Recipe-Finder.com

Ingredients Jump to Instructions ↓

  1. 2 pounds fresh pork belly

  2. 1/4 cup vegetable oil

  3. 1 medium carrot, coarsely chopped

  4. 1 celery stalk, coarsely chopped

  5. 1 onion , roughly chopped

  6. 1 fennel bulb, quartered

  7. 2 sprigs fresh thyme

  8. 1 teaspoon black peppercorns

  9. 4 cups veal stock

  10. 1 cup hard cider or apple juice

  11. 4 large scallops

  12. Salt and freshly ground pepper

  13. Braising liquid

  14. 1 teaspoon black coffee

  15. 1 tablespoon honey

Instructions Jump to Ingredients ↑

  1. Preheat the oven to 350 degrees F.

  2. For the pork belly: Season the pork belly with salt and pepper. On medium-high heat, in half the oil, sear the meat in an oven-proof casserole dish on all sides, about 5 minutes.

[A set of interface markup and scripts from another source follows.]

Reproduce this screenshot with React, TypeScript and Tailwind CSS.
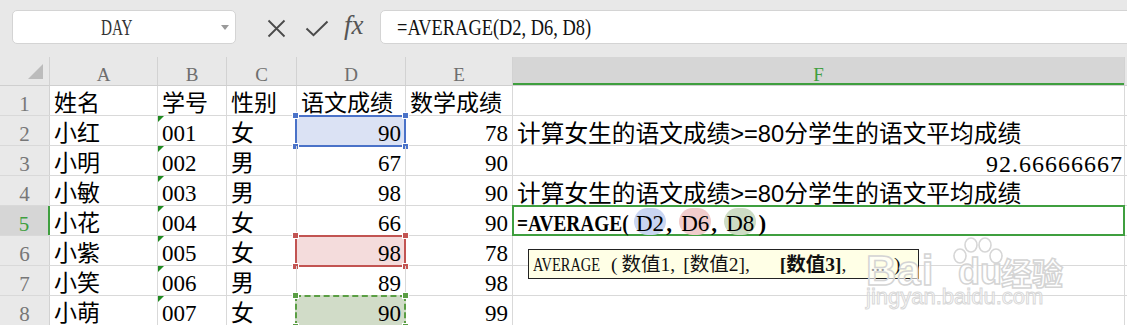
import React from "react";

const W = [
  "w-[50px]",
  "w-[108px]",
  "w-[69px]",
  "w-[70px]",
  "w-[109px]",
  "w-[107px]",
  "w-[612px]",
  "w-[10px]",
];

const data = [
  ["姓名", "学号", "性别", "语文成绩", "数学成绩"],
  ["小红", "001", "女", "90", "78"],
  ["小明", "002", "男", "67", "90"],
  ["小敏", "003", "男", "98", "90"],
  ["小花", "004", "女", "66", "90"],
  ["小紫", "005", "女", "98", "78"],
  ["小笑", "006", "男", "89", "98"],
  ["小萌", "007", "女", "90", "99"],
];

const SENTENCE = "计算女生的语文成绩>=80分学生的语文平均成绩";

function Narrow({ w, s, children }: { w: string; s: string; children: React.ReactNode }) {
  return (
    <span className={`inline-block whitespace-nowrap ${w}`}>
      <span className={`inline-block origin-left ${s}`}>{children}</span>
    </span>
  );
}

function Cell({
  w,
  right,
  className = "",
  children,
}: {
  w: string;
  right?: boolean;
  className?: string;
  children?: React.ReactNode;
}) {
  return (
    <div
      className={`relative h-full shrink-0 border-r border-[#d9d9d9] flex items-end leading-[22px] whitespace-nowrap ${w} ${
        right ? "justify-end pr-[4px]" : "pl-[4px]"
      } ${className}`}
    >
      {children}
    </div>
  );
}

function Handles({ color }: { color: string }) {
  const h = `absolute w-[7px] h-[7px] border border-white ${color}`;
  return (
    <>
      <div className={`${h} -left-[5px] -top-[5px]`} />
      <div className={`${h} -right-[5px] -top-[5px]`} />
      <div className={`${h} -left-[5px] -bottom-[5px]`} />
      <div className={`${h} -right-[5px] -bottom-[5px]`} />
    </>
  );
}

function Sel({ kind }: { kind: "blue" | "red" | "green" }) {
  if (kind === "blue")
    return (
      <div className="absolute -left-[2px] -top-[1px] -right-[1px] -bottom-[2px] border-2 border-[#4a72c8] bg-[#dbe2f4]">
        <Handles color="bg-[#4a72c8]" />
      </div>
    );
  if (kind === "red")
    return (
      <div className="absolute -left-[2px] -top-[1px] -right-[1px] -bottom-[2px] border-2 border-[#c25452] bg-[#f4dcdc]">
        <Handles color="bg-[#c25452]" />
      </div>
    );
  return (
    <div className="absolute -left-[2px] -top-[1px] -right-[1px] -bottom-[2px] border-2 border-dashed border-[#5a9e44] bg-[#d1dcc8]">
      <Handles color="bg-[#5a9e44]" />
    </div>
  );
}

function GreenMark() {
  return (
    <div className="absolute left-0 top-0 w-0 h-0 border-t-[6px] border-t-[#1f8a1f] border-r-[6px] border-r-transparent" />
  );
}

function FormulaCell() {
  return (
    <span className="relative flex items-end">
      <span className="font-bold">
        <Narrow w="w-[114px]" s="scale-x-[0.84]">=AVERAGE(</Narrow>
      </span>
      <span className="ml-[3px] inline-flex h-[27px] items-end rounded-[14px] bg-[#c9d5f1] px-[2px] font-normal">D2</span>
      <span className="font-bold w-[13px]">,</span>
      <span className="inline-flex h-[27px] items-end rounded-[14px] bg-[#f1cccc] px-[2px] font-normal">D6</span>
      <span className="font-bold w-[13px]">,</span>
      <span className="inline-flex h-[27px] items-end rounded-[14px] bg-[#cddcc4] px-[2px] font-normal">D8</span>
      <span className="font-bold ml-[2px]">)</span>
    </span>
  );
}

function DataRow({ r }: { r: number }) {
  const row = data[r];
  const num = r + 1;
  const isSel = num === 5;
  return (
    <div className="flex h-[30px] border-b border-[#d9d9d9]">
      <div
        className={`h-full shrink-0 flex items-end justify-center leading-[22px] text-[21px] ${W[0]} ${
          isSel
            ? "bg-[#d6d6d6] text-[#3f9f3f] border-r-2 border-[#3f9f3f]"
            : "bg-[#e9e9e9] text-[#777777] border-r border-[#d2d2d2]"
        }`}
      >
        {num}
      </div>
      <Cell w={W[1]}>{row[0]}</Cell>
      <Cell w={W[2]}>
        {num > 1 && <GreenMark />}
        {row[1]}
      </Cell>
      <Cell w={W[3]}>{row[2]}</Cell>
      <Cell w={W[4]} right={num > 1}>
        {num === 2 && <Sel kind="blue" />}
        {num === 6 && <Sel kind="red" />}
        {num === 8 && <Sel kind="green" />}
        <span className="relative">{row[3]}</span>
      </Cell>
      <Cell w={W[5]} right={num > 1}>
        {row[4]}
      </Cell>
      <Cell w={W[6]} right={num === 3} className={num === 3 ? "!pr-[1px]" : ""}>
        {(num === 2 || num === 4) && (
          <span className="text-[23.7px] font-['Liberation_Sans','Noto_Sans_CJK_SC',sans-serif]">{SENTENCE}</span>
        )}
        {num === 3 && <span className="tracking-[1px] text-[24px]">92.66666667</span>}
        {num === 5 && (
          <>
            <div className="absolute -left-[1px] -top-[1px] right-[-1px] -bottom-[1px] border-2 border-[#3f9f3f]" />
            <FormulaCell />
          </>
        )}
      </Cell>
      <Cell w={W[7]} />
    </div>
  );
}

function HeaderRow() {
  const letters = ["A", "B", "C", "D", "E", "F", "G"];
  return (
    <div className="flex h-[29px] border-b border-[#cfcfcf] bg-[#e8e8e8]">
      <div className={`relative h-full shrink-0 border-r border-[#d2d2d2] ${W[0]}`}>
        <svg className="absolute left-[28px] top-[7px]" width="16" height="15" viewBox="0 0 16 15">
          <polygon points="15,0 15,15 0,15" fill="#bcbcbc" />
        </svg>
      </div>
      {letters.map((l, i) => (
        <div
          key={l}
          className={`relative h-full shrink-0 border-r border-[#d2d2d2] flex items-end justify-center leading-[20px] text-[19px] overflow-hidden ${
            W[i + 1]
          } ${l === "F" ? "bg-[#d6d6d6] text-[#3f9f3f]" : "text-[#6e6e6e]"}`}
        >
          {l !== "G" && <span className="relative">{l}</span>}
          {l === "F" && <div className="absolute left-0 right-0 bottom-[-1px] h-[3px] bg-[#3f9f3f]" />}
        </div>
      ))}
    </div>
  );
}

function Toolbar() {
  return (
    <div className="flex h-[57px] items-start bg-[#e8e8e8] pt-[10px] pl-[12px]">
      <div className="flex h-[34px] w-[224px] shrink-0 items-center rounded-[5px] border border-[#d4d4d4] bg-white">
        <div className="flex-1 flex justify-center text-[23px] text-[#333] leading-none">
          <Narrow w="w-[32px]" s="scale-x-[0.66]">DAY</Narrow>
        </div>
        <svg className="mr-[6px]" width="8" height="5" viewBox="0 0 8 5">
          <polygon points="0,0 8,0 4,5" fill="#9a9a9a" />
        </svg>
      </div>
      <div className="ml-[31px] mt-[8px] flex items-center">
        <svg width="19" height="19" viewBox="0 0 19 19">
          <path d="M1.5 1.5 L17.5 17.5 M17.5 1.5 L1.5 17.5" stroke="#4a4a4a" strokeWidth="1.8" fill="none" />
        </svg>
        <svg className="ml-[19px]" width="24" height="17" viewBox="0 0 24 17">
          <path d="M1.5 8.5 L8.5 15.2 L22.5 1.5" stroke="#4a4a4a" strokeWidth="2" fill="none" />
        </svg>
        <span className="ml-[15px] -mt-[6px] w-[24px] text-[27px] italic text-[#555] leading-none font-['Liberation_Serif',serif]">
          fx
        </span>
      </div>
      <div className="ml-[12px] flex h-[34px] w-[800px] shrink-0 items-center rounded-[5px] border border-[#d4d4d4] bg-white pl-[16px] text-[23px] text-[#111] leading-none">
        <Narrow w="w-[200px]" s="scale-x-[0.80]">=AVERAGE(D2, D6, D8)</Narrow>
      </div>
    </div>
  );
}

function Tooltip() {
  return (
    <div className="absolute left-[528px] top-[249px] flex h-[30px] w-[391px] items-end border border-[#222] bg-[#ffffe6] pl-[4px] pb-[3px] text-[19.5px] leading-[20px] text-[#111] whitespace-nowrap">
      <Narrow w="w-[68px]" s="scale-x-[0.74]">AVERAGE</Narrow>
      <span className="ml-[10px]">(</span>
      <span className="ml-[4px]">数值1</span>
      <span>,</span>
      <span className="ml-[8px]">[数值2]</span>
      <span>,</span>
      <span className="ml-[30px] font-bold">[数值3]</span>
      <span>,</span>
      <span className="ml-[24px]">...</span>
      <span className="ml-[9px]">)</span>
    </div>
  );
}

function Watermark() {
  return (
    <div className="pointer-events-none absolute left-[862px] top-[236px] w-[210px] h-[75px] font-['Liberation_Sans',sans-serif]">
      <svg className="absolute left-[88px] top-[0px]" width="56" height="30" viewBox="0 0 56 30">
        <g fill="rgba(255,255,255,0.55)" stroke="#d6d6d6" strokeWidth="1.6">
          <ellipse cx="10" cy="20" rx="6" ry="7" />
          <ellipse cx="21" cy="9" rx="6" ry="7" />
          <ellipse cx="35" cy="9" rx="6" ry="7" />
          <ellipse cx="46" cy="20" rx="6" ry="7" />
        </g>
      </svg>
      <div className="absolute left-[4px] top-[20px] h-[30px] text-[42px] font-bold leading-[30px] text-[rgba(255,255,255,0.6)] [-webkit-text-stroke:1.5px_#d4d4d4] tracking-[1px]">
        Bai
      </div>
      <div className="absolute left-[96px] top-[22px] h-[28px] text-[36px] font-bold leading-[28px] text-[rgba(255,255,255,0.6)] [-webkit-text-stroke:1.5px_#d4d4d4]">
        du
      </div>
      <div className="absolute left-[139px] top-[21px] h-[29px] text-[31px] font-bold leading-[29px] text-[rgba(255,255,255,0.6)] [-webkit-text-stroke:1.5px_#d4d4d4] font-['Noto_Sans_CJK_SC',sans-serif]">
        经验
      </div>
      <div className="absolute left-[4px] top-[51px] h-[20px] text-[22px] leading-[20px] text-[rgba(255,255,255,0.5)] [-webkit-text-stroke:1px_#d8d8d8]">
        jingyan.baidu.com
      </div>
    </div>
  );
}

export default function App() {
  return (
    <div className="relative h-[325px] w-[1127px] overflow-hidden bg-white text-[23px] text-black font-['Liberation_Serif','Noto_Sans_CJK_SC',serif]">
      <Toolbar />
      <HeaderRow />
      {data.map((_, i) => (
        <DataRow key={i} r={i} />
      ))}
      <Tooltip />
      <Watermark />
    </div>
  );
}
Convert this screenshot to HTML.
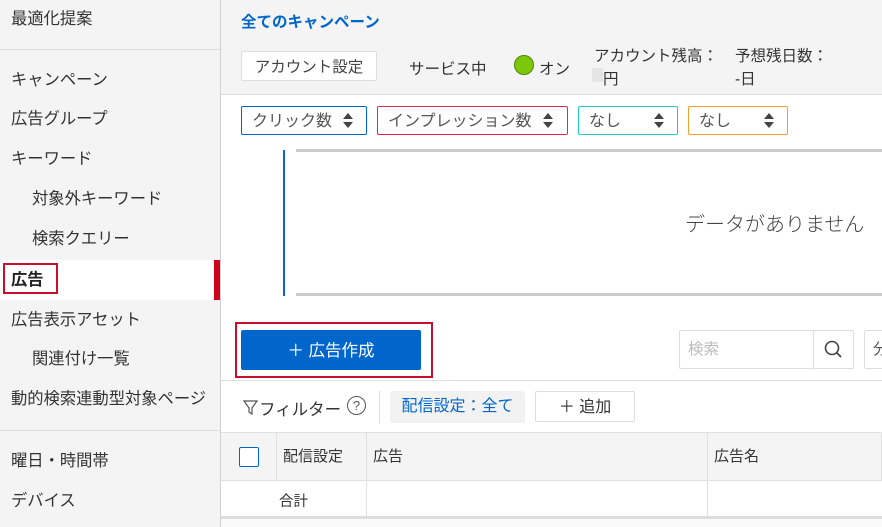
<!DOCTYPE html>
<html><head><meta charset="utf-8"><style>
*{box-sizing:border-box;margin:0;padding:0}
body{width:882px;height:527px;overflow:hidden;background:#fff;font-family:"Liberation Sans","Noto Sans CJK JP",sans-serif;color:#333;position:relative;font-size:15px}
.a{position:absolute;white-space:nowrap}
#side{position:absolute;left:0;top:0;width:221px;height:527px;background:#f4f4f4;border-right:1px solid #d0d0d0}
#side .i{position:absolute;left:11px;font-size:16.3px;color:#333;line-height:20px}
#side .s{left:32px}
.sel{position:absolute;top:106px;height:29px;border:1px solid;border-radius:2px;background:#fff;font-size:16px;color:#555;padding-left:10px;line-height:29px}
.ar{position:absolute;top:6px;width:0;height:0}
.ar:before{content:"";position:absolute;left:-5px;top:0;border:5px solid transparent;border-bottom:6px solid #444;border-top:0}
.ar:after{content:"";position:absolute;left:-5px;top:9px;border:5px solid transparent;border-top:6px solid #444;border-bottom:0}
.th{position:absolute;top:432px;height:49px;border-right:1px solid #e0e0e0;font-size:15px;line-height:50px;padding-left:6px}
</style></head><body>
<div id="side">
<div class="i" style="top:9px">最適化提案</div>
<div class="a" style="left:0;top:49px;width:220px;height:1px;background:#ddd"></div>
<div class="i" style="top:70px">キャンペーン</div>
<div class="i" style="top:109px">広告グループ</div>
<div class="i" style="top:149px">キーワード</div>
<div class="i s" style="top:189px">対象外キーワード</div>
<div class="i s" style="top:229px">検索クエリー</div>
<div class="a" style="left:0;top:260px;width:220px;height:40px;background:#fff"></div>
<div class="a" style="left:214px;top:260px;width:6px;height:40px;background:#d0021b"></div>
<div class="a" style="left:3px;top:263px;width:55px;height:31px;border:2px solid #c8102e"></div>
<div class="i" style="top:270px;font-weight:bold;color:#222">広告</div>
<div class="i" style="top:310px">広告表示アセット</div>
<div class="i s" style="top:349px">関連付け一覧</div>
<div class="i" style="top:389px">動的検索連動型対象ページ</div>
<div class="a" style="left:0;top:430px;width:220px;height:1px;background:#ddd"></div>
<div class="i" style="top:451px">曜日・時間帯</div>
<div class="i" style="top:491px">デバイス</div>
</div>

<div class="a" style="left:221px;top:0;width:661px;height:95px;background:#f4f4f4;border-bottom:1px solid #ddd"></div>
<div class="a" style="left:241px;top:10px;font-size:15.5px;font-weight:bold;color:#0066cc">全てのキャンペーン</div>
<div class="a" style="left:241px;top:51px;width:136px;height:30px;background:#fff;border:1px solid #ddd;border-radius:2px;font-size:15.5px;line-height:31px;text-align:center;color:#444">アカウント設定</div>
<div class="a" style="left:409px;top:57px;font-size:15.5px">サービス中</div>
<div class="a" style="left:514px;top:55px;width:20px;height:20px;border-radius:50%;background:#7ac70c;border:1px solid #4b8a00"></div>
<div class="a" style="left:539px;top:57px;font-size:15.5px">オン</div>
<div class="a" style="left:594px;top:44px;font-size:15.5px">アカウント残高：</div>
<div class="a" style="left:592px;top:68px;width:11px;height:14px;background:#e5e5e5"></div>
<div class="a" style="left:603px;top:67px;font-size:15.5px">円</div>
<div class="a" style="left:735px;top:44px;font-size:15.5px">予想残日数：</div>
<div class="a" style="left:735px;top:67px;font-size:15.5px">-日</div>

<div class="sel" style="left:241px;width:126px;border-color:#0066cc">クリック数<span class="ar" style="left:106px"></span></div>
<div class="sel" style="left:377px;width:191px;border-color:#e0294f">インプレッション数<span class="ar" style="left:170px"></span></div>
<div class="sel" style="left:578px;width:100px;border-color:#22c7cc">なし<span class="ar" style="left:80px"></span></div>
<div class="sel" style="left:688px;width:100px;border-color:#f5a02a">なし<span class="ar" style="left:80px"></span></div>

<div class="a" style="left:283px;top:150px;width:2px;height:146px;background:#0a66c2"></div>
<div class="a" style="left:296px;top:149px;width:586px;height:3px;background:#ccc"></div>
<div class="a" style="left:296px;top:293px;width:586px;height:3px;background:#ccc"></div>
<div class="a" style="left:685px;top:208px;font-size:20px;color:#444;font-weight:300">データがありません</div>

<div class="a" style="left:235px;top:322px;width:198px;height:56px;border:2px solid #c8102e"></div>
<div class="a" style="left:241px;top:330px;width:180px;height:40px;background:#0066cc;border-radius:2px;color:#fff;font-size:16.5px;line-height:42px;text-align:center">＋ 広告作成</div>
<div class="a" style="left:679px;top:330px;width:135px;height:39px;border:1px solid #ddd;border-radius:2px;color:#bbb;font-size:15.5px;line-height:38px;padding-left:8px">検索</div>
<div class="a" style="left:813px;top:330px;width:41px;height:39px;border:1px solid #ddd;border-radius:2px"><svg width="39" height="37"><circle cx="18" cy="17" r="6.5" fill="none" stroke="#444" stroke-width="1.6"/><line x1="23" y1="22" x2="27" y2="26" stroke="#444" stroke-width="1.8"/></svg></div>
<div class="a" style="left:864px;top:330px;width:30px;height:39px;border:1px solid #ddd;border-radius:2px;font-size:15.5px;line-height:38px;padding-left:8px;color:#555">分</div>
<div class="a" style="left:221px;top:380px;width:661px;height:1px;background:#ddd"></div>

<svg class="a" style="left:243px;top:400px" width="16" height="16"><path d="M1 1H14L9 8V14L6 12V8Z" fill="none" stroke="#555" stroke-width="1.2"/></svg>
<div class="a" style="left:259px;top:396px;font-size:16.5px">フィルター</div>
<div class="a" style="left:347px;top:396px;width:19px;height:19px;border:1.3px solid #555;border-radius:50%;font-size:13px;text-align:center;line-height:17px;color:#555">?</div>
<div class="a" style="left:379px;top:391px;width:1px;height:33px;background:#ddd"></div>
<div class="a" style="left:390px;top:391px;width:135px;height:32px;background:#f2f2f2;border-radius:2px;color:#0066cc;font-size:16px;line-height:32px;text-align:center">配信設定：全て</div>
<div class="a" style="left:535px;top:391px;width:100px;height:31px;border:1px solid #ddd;border-radius:2px;font-size:16px;line-height:31px;text-align:center">＋ 追加</div>

<div class="a" style="left:221px;top:432px;width:661px;height:49px;background:#f4f4f4;border-top:1px solid #e0e0e0;border-bottom:1px solid #e0e0e0"></div>
<div class="a" style="left:239px;top:447px;width:20px;height:20px;border:1.5px solid #0066cc;border-radius:2px;background:#fff"></div>
<div class="th" style="left:276px;width:91px;border-left:1px solid #e0e0e0">配信設定</div>
<div class="th" style="left:367px;width:341px">広告</div>
<div class="th" style="left:708px;width:174px">広告名</div>
<div class="a" style="left:366px;top:481px;width:1px;height:46px;background:#e0e0e0"></div>
<div class="a" style="left:707px;top:481px;width:1px;height:46px;background:#e0e0e0"></div>
<div class="a" style="left:279px;top:490px;font-size:14.5px">合計</div>
<div class="a" style="left:221px;top:516px;width:661px;height:3px;background:#ddd"></div>
<div class="a" style="left:221px;top:519px;width:661px;height:8px;background:#fafafa"></div>
</body></html>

  3. Add the carrots , celery , onion, fennel, thyme, and peppercorns and continue cooking for another 5 minutes, or until caramelized.

  4. Add the veal stock and hard cider . Cover the casserole dish with a lid, or securely with tin foil, and braise the pork belly in the oven for 3 hours, until tender.

  5. Remove the pork belly from the oven and set aside on an aluminum-foil covered plate.

  6. Strain the leftover liquid with a large sieve over a stockpot, discard the vegetables and skim the excess fat from the braising liquid.

  7. Heat a pan on high heat and add the remaining 2 tablespoons oil. Cut the pork belly into 4 equal pieces and sear on all sides until crispy, about 3 minutes. Remove from pan and keep warm. Before this step, reduce the glaze.

  8. For the glaze : Start by reducing the braising liquid by half for about 15 minutes on medium-high heat. Add the coffee and honey and continue cooking for about 5 minutes, until it thickens. You will know the sauce is done when it coats the back of a spoon. Set aside.

  9. For the scallops: Season the scallops with salt and pepper. In the same hot pan as the pork belly, sear the scallops on both sides for about 1 minute.

  10. For serving: Drizzle the coffee glaze over the pork belly. Top with a scallop. Season with sea salt and serve.